_Record excerpts_
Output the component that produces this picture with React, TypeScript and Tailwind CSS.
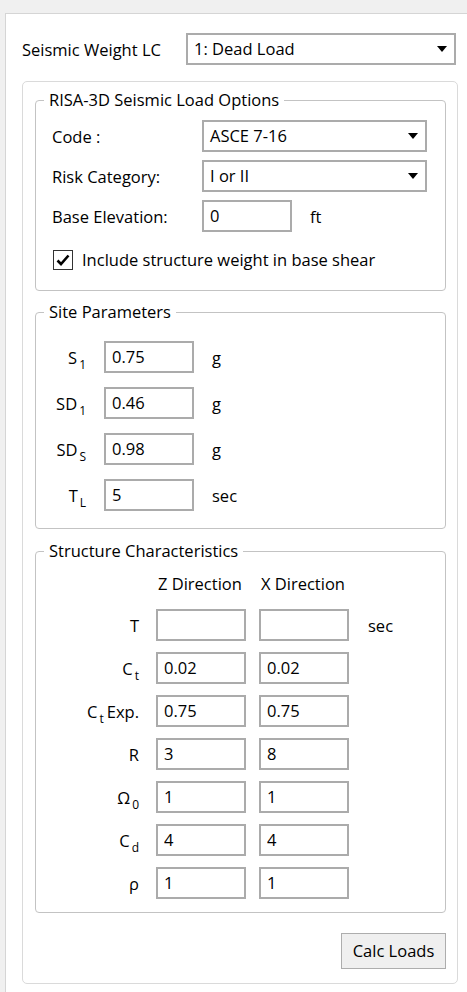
import React from 'react';

const Arrow: React.FC = () => (
  <svg width="10" height="6" viewBox="0 0 10 6" className="shrink-0">
    <polygon points="0,0 10,0 5,6" fill="#000" />
  </svg>
);

const Select: React.FC<{ value: string; className?: string }> = ({ value, className }) => (
  <div
    className={`h-[32px] border-2 border-[#ababab] bg-white flex items-center justify-between pl-[6px] pr-[7px] ${className ?? ''}`}
  >
    <span className="leading-none">{value}</span>
    <Arrow />
  </div>
);

const Field: React.FC<{ value?: string }> = ({ value = '' }) => (
  <input
    readOnly
    value={value}
    className="w-[90px] h-[32px] border-2 border-[#ababab] bg-white pl-[6px] pb-[1px] text-[16.5px] outline-none text-black"
  />
);

const Group: React.FC<{ title: string; className?: string; children: React.ReactNode }> = ({
  title,
  className,
  children,
}) => (
  <div className={`relative border border-[#c3c3c3] rounded-[4px] ${className ?? ''}`}>
    <span className="absolute left-[8px] top-[-12px] px-[5px] bg-white leading-[22px]">{title}</span>
    {children}
  </div>
);

const Sub: React.FC<{ base: string; sub: string; rest?: string }> = ({ base, sub, rest }) => (
  <span>
    {base}
    <span className="text-[12px] relative top-[5px] ml-[2px]">{sub}</span>
    {rest && <span className="ml-[3px]">{rest}</span>}
  </span>
);

const siteRows = [
  { label: <Sub base="S" sub="1" />, value: '0.75', unit: 'g' },
  { label: <Sub base="SD" sub="1" />, value: '0.46', unit: 'g' },
  { label: <Sub base="SD" sub="S" />, value: '0.98', unit: 'g' },
  { label: <Sub base="T" sub="L" />, value: '5', unit: 'sec' },
];

const structRows = [
  { label: <span>T</span>, z: '', x: '', unit: 'sec' },
  { label: <Sub base="C" sub="t" />, z: '0.02', x: '0.02' },
  { label: <Sub base="C" sub="t" rest="Exp." />, z: '0.75', x: '0.75' },
  { label: <span>R</span>, z: '3', x: '8' },
  { label: <Sub base="Ω" sub="0" />, z: '1', x: '1' },
  { label: <Sub base="C" sub="d" />, z: '4', x: '4' },
  { label: <span>ρ</span>, z: '1', x: '1' },
];

const App: React.FC = () => {
  return (
    <div className="w-[467px] h-[992px] overflow-hidden bg-[#f0f0f0] pt-[13px] pl-[5px] font-['Open_Sans',sans-serif] text-[16.5px] text-black">
      <div className="h-full bg-white border-l border-t border-[#d5d5d5] pl-[16px] pr-[9px]">
        {/* seismic weight LC */}
        <div className="flex items-center mt-[19px] mr-[2px]">
          <span className="pt-[3px]">Seismic Weight LC</span>
          <Select value="1: Dead Load" className="ml-auto w-[270px]" />
        </div>

        <div className="mt-[16px] h-[903px] border border-[#dadada] rounded-[5px] pl-[12px] pr-[11px] flex flex-col">
          {/* RISA-3D options */}
          <Group title="RISA-3D Seismic Load Options" className="mt-[18px] h-[191px] pl-[16px] pt-[19px]">
            <div className="flex flex-col gap-[8px]">
              <div className="flex items-center">
                <span className="w-[150px] pt-[3px]">Code :</span>
                <Select value="ASCE 7-16" className="w-[225px]" />
              </div>
              <div className="flex items-center">
                <span className="w-[150px] pt-[3px]">Risk Category:</span>
                <Select value="I or II" className="w-[225px]" />
              </div>
              <div className="flex items-center">
                <span className="w-[150px] pt-[2px]">Base Elevation:</span>
                <Field value="0" />
                <span className="ml-[18px] pt-[2px]">ft</span>
              </div>
            </div>
            <div className="flex items-center mt-[15px] ml-[1px]">
              <div className="w-[20px] h-[20px] border border-[#333] flex items-center justify-center">
                <svg width="14" height="12" viewBox="0 0 14 12">
                  <polyline points="1.5,6.5 5,10 12.5,1.5" fill="none" stroke="#000" strokeWidth="2.6" />
                </svg>
              </div>
              <span className="ml-[9px] pt-[1px]">Include structure weight in base shear</span>
            </div>
          </Group>

          {/* site parameters */}
          <Group title="Site Parameters" className="mt-[21px] h-[217px] pt-[28px]">
            <div className="flex flex-col gap-[14px]">
              {siteRows.map((r, i) => (
                <div key={i} className="flex items-center">
                  <div className="w-[50px] text-right pt-[2px]">{r.label}</div>
                  <div className="ml-[18px]">
                    <Field value={r.value} />
                  </div>
                  <span className="ml-[18px] pt-[3px]">{r.unit}</span>
                </div>
              ))}
            </div>
          </Group>

          {/* structure characteristics */}
          <Group title="Structure Characteristics" className="mt-[22px] h-[362px] pt-[21px]">
            <div className="flex leading-[22px]">
              <span className="ml-[122px] w-[103px]">Z Direction</span>
              <span>X Direction</span>
            </div>
            <div className="flex flex-col gap-[11px] mt-[14px]">
              {structRows.map((r, i) => (
                <div key={i} className="flex items-center">
                  <div className="w-[103px] text-right pt-[2px]">{r.label}</div>
                  <div className="ml-[17px] flex gap-[13px]">
                    <Field value={r.z} />
                    <Field value={r.x} />
                  </div>
                  {r.unit && <span className="ml-[19px] pt-[2px]">{r.unit}</span>}
                </div>
              ))}
            </div>
          </Group>

          <button className="mt-[20px] self-end w-[105px] h-[36px] bg-[#efefef] border border-[#adadad]">
            Calc Loads
          </button>
        </div>
      </div>
    </div>
  );
};

export default App;
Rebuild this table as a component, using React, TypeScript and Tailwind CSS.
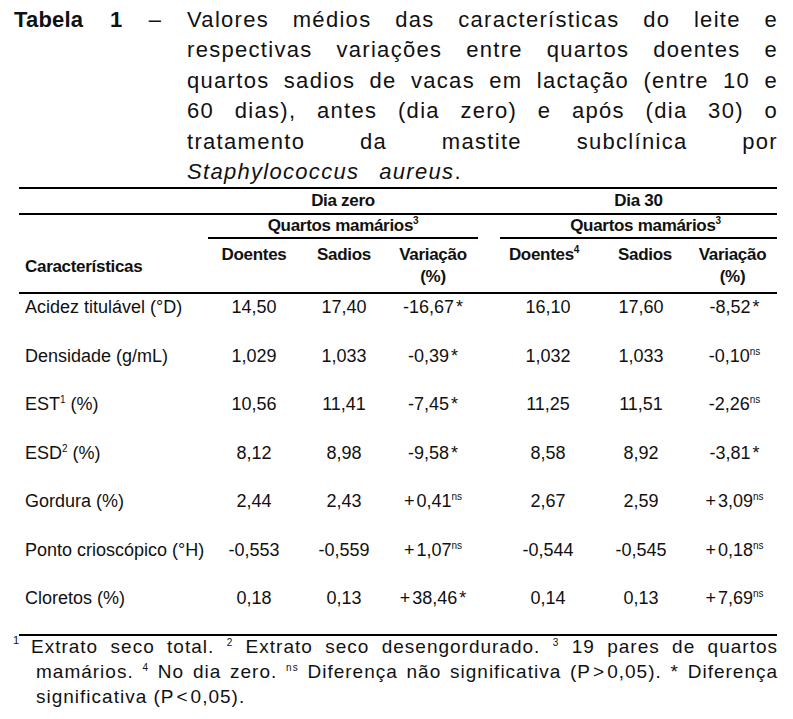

_Task brief_
All records should be output exactly, with the pictures left out.

_Written reply_
Output the component that produces this picture with React, TypeScript and Tailwind CSS.
import React from 'react';

const Arrow: React.FC = () => (
  <svg width="10" height="6" viewBox="0 0 10 6" className="shrink-0">
    <polygon points="0,0 10,0 5,6" fill="#000" />
  </svg>
);

const Select: React.FC<{ value: string; className?: string }> = ({ value, className }) => (
  <div
    className={`h-[32px] border-2 border-[#ababab] bg-white flex items-center justify-between pl-[6px] pr-[7px] ${className ?? ''}`}
  >
    <span className="leading-none">{value}</span>
    <Arrow />
  </div>
);

const Field: React.FC<{ value?: string }> = ({ value = '' }) => (
  <input
    readOnly
    value={value}
    className="w-[90px] h-[32px] border-2 border-[#ababab] bg-white pl-[6px] pb-[1px] text-[16.5px] outline-none text-black"
  />
);

const Group: React.FC<{ title: string; className?: string; children: React.ReactNode }> = ({
  title,
  className,
  children,
}) => (
  <div className={`relative border border-[#c3c3c3] rounded-[4px] ${className ?? ''}`}>
    <span className="absolute left-[8px] top-[-12px] px-[5px] bg-white leading-[22px]">{title}</span>
    {children}
  </div>
);

const Sub: React.FC<{ base: string; sub: string; rest?: string }> = ({ base, sub, rest }) => (
  <span>
    {base}
    <span className="text-[12px] relative top-[5px] ml-[2px]">{sub}</span>
    {rest && <span className="ml-[3px]">{rest}</span>}
  </span>
);

const siteRows = [
  { label: <Sub base="S" sub="1" />, value: '0.75', unit: 'g' },
  { label: <Sub base="SD" sub="1" />, value: '0.46', unit: 'g' },
  { label: <Sub base="SD" sub="S" />, value: '0.98', unit: 'g' },
  { label: <Sub base="T" sub="L" />, value: '5', unit: 'sec' },
];

const structRows = [
  { label: <span>T</span>, z: '', x: '', unit: 'sec' },
  { label: <Sub base="C" sub="t" />, z: '0.02', x: '0.02' },
  { label: <Sub base="C" sub="t" rest="Exp." />, z: '0.75', x: '0.75' },
  { label: <span>R</span>, z: '3', x: '8' },
  { label: <Sub base="Ω" sub="0" />, z: '1', x: '1' },
  { label: <Sub base="C" sub="d" />, z: '4', x: '4' },
  { label: <span>ρ</span>, z: '1', x: '1' },
];

const App: React.FC = () => {
  return (
    <div className="w-[467px] h-[992px] overflow-hidden bg-[#f0f0f0] pt-[13px] pl-[5px] font-['Open_Sans',sans-serif] text-[16.5px] text-black">
      <div className="h-full bg-white border-l border-t border-[#d5d5d5] pl-[16px] pr-[9px]">
        {/* seismic weight LC */}
        <div className="flex items-center mt-[19px] mr-[2px]">
          <span className="pt-[3px]">Seismic Weight LC</span>
          <Select value="1: Dead Load" className="ml-auto w-[270px]" />
        </div>

        <div className="mt-[16px] h-[903px] border border-[#dadada] rounded-[5px] pl-[12px] pr-[11px] flex flex-col">
          {/* RISA-3D options */}
          <Group title="RISA-3D Seismic Load Options" className="mt-[18px] h-[191px] pl-[16px] pt-[19px]">
            <div className="flex flex-col gap-[8px]">
              <div className="flex items-center">
                <span className="w-[150px] pt-[3px]">Code :</span>
                <Select value="ASCE 7-16" className="w-[225px]" />
              </div>
              <div className="flex items-center">
                <span className="w-[150px] pt-[3px]">Risk Category:</span>
                <Select value="I or II" className="w-[225px]" />
              </div>
              <div className="flex items-center">
                <span className="w-[150px] pt-[2px]">Base Elevation:</span>
                <Field value="0" />
                <span className="ml-[18px] pt-[2px]">ft</span>
              </div>
            </div>
            <div className="flex items-center mt-[15px] ml-[1px]">
              <div className="w-[20px] h-[20px] border border-[#333] flex items-center justify-center">
                <svg width="14" height="12" viewBox="0 0 14 12">
                  <polyline points="1.5,6.5 5,10 12.5,1.5" fill="none" stroke="#000" strokeWidth="2.6" />
                </svg>
              </div>
              <span className="ml-[9px] pt-[1px]">Include structure weight in base shear</span>
            </div>
          </Group>

          {/* site parameters */}
          <Group title="Site Parameters" className="mt-[21px] h-[217px] pt-[28px]">
            <div className="flex flex-col gap-[14px]">
              {siteRows.map((r, i) => (
                <div key={i} className="flex items-center">
                  <div className="w-[50px] text-right pt-[2px]">{r.label}</div>
                  <div className="ml-[18px]">
                    <Field value={r.value} />
                  </div>
                  <span className="ml-[18px] pt-[3px]">{r.unit}</span>
                </div>
              ))}
            </div>
          </Group>

          {/* structure characteristics */}
          <Group title="Structure Characteristics" className="mt-[22px] h-[362px] pt-[21px]">
            <div className="flex leading-[22px]">
              <span className="ml-[122px] w-[103px]">Z Direction</span>
              <span>X Direction</span>
            </div>
            <div className="flex flex-col gap-[11px] mt-[14px]">
              {structRows.map((r, i) => (
                <div key={i} className="flex items-center">
                  <div className="w-[103px] text-right pt-[2px]">{r.label}</div>
                  <div className="ml-[17px] flex gap-[13px]">
                    <Field value={r.z} />
                    <Field value={r.x} />
                  </div>
                  {r.unit && <span className="ml-[19px] pt-[2px]">{r.unit}</span>}
                </div>
              ))}
            </div>
          </Group>

          <button className="mt-[20px] self-end w-[105px] h-[36px] bg-[#efefef] border border-[#adadad]">
            Calc Loads
          </button>
        </div>
      </div>
    </div>
  );
};

export default App;
Rebuild this table as a component, using React, TypeScript and Tailwind CSS.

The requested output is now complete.